Friendship with God matures in silence, in recollection, in listening to the Word of God; it is a fire that must be nurtured and guarded day by day.

The warmth of this interior fire also helps to practice fraternal life in community . It is not an accessory element, it is substantial. Your own name reminds you of it: “Barefoot Brothers”. Rooted in the relationship with God, the Trinity of Love, you are called to cultivate relationships in the Spirit, in a healthy tension between being alone and being with others, contrary to individualism and the standardization of the world. Individualism and massification. Community life. Holy Mother Teresa exhorts the “style of fraternity”, “ el estilo de hermandad". It is an art that is learned day by day: to be a family united in Christ, "barefoot brothers of Mary", having as models the Holy Family of Nazareth and the apostolic community. The Holy Family of Nazareth: thank you for mentioning Saint Joseph, do not forget him! One of you had given me at the time a small image of St. Joseph with a prayer, a humble prayer that says: "Accept me, as you accepted Jesus". Beautiful prayer, I pray every day. He asks St. Joseph to accept us and make us progress in the spiritual life, to be our spiritual father to some extent, as he was a father for Jesus and in the Holy Family.

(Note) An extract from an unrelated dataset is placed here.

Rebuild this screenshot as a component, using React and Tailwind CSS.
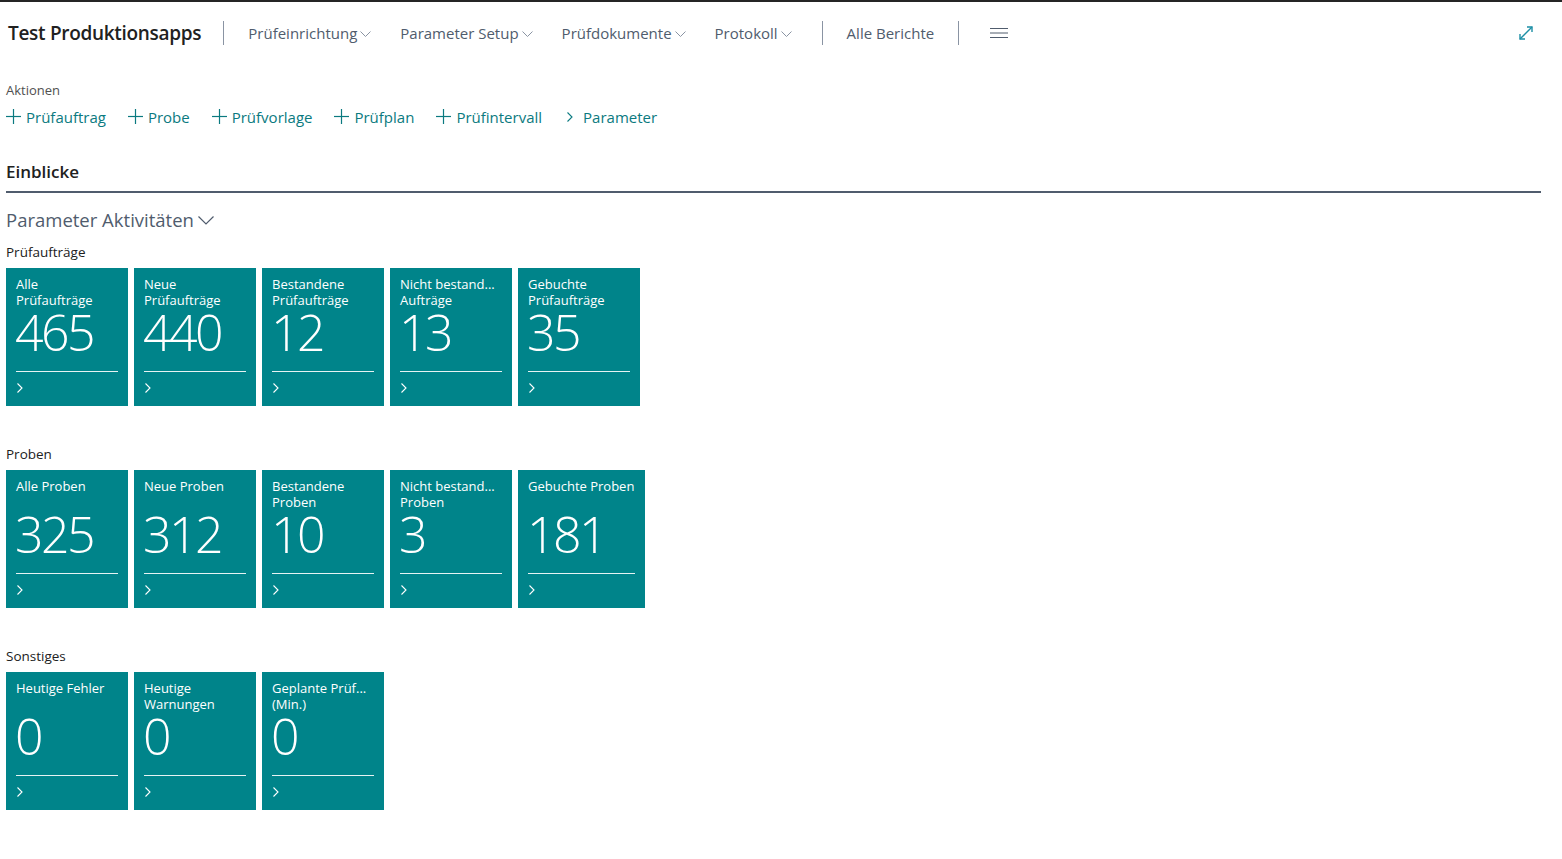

Starting from friendship with God and the style of fraternity, you are called to rethink your mission too, with creativity and a decisive apostolic impulse, paying great attention to today's world. I would like to insist on what I have already mentioned above: this renewal of your mission is inextricably linked to fidelity to the contemplative vocation: you are looking for how to do it, but it is linked. You must not imitate the mission of other charisms, but be faithful to yours, to give to the world what the Lord has given you for the good of all, that is, the living water of contemplation. In fact, it is not an escape from reality, a closure in a protected oasis, but an opening of the heart and of life to the force that truly transforms the world, that is, the love of God. It is in the prolonged solitary prayer that Jesus received the impetus to "break" his life in the midst of the people every day. And so the saints: the generosity and courage of their apostolate are the fruit of their profound union with God.

Dear brothers, the harmony between these three elements: friendship with God, fraternal life and mission, is a fascinating goal, capable of motivating your present and future choices. May the Holy Spirit - it is he who creates harmony - enlighten and guide your steps on this path. May the Holy Virgin protect you and accompany you. I heartily bless you. Please don't forget to pray for me, I need it. Thanks!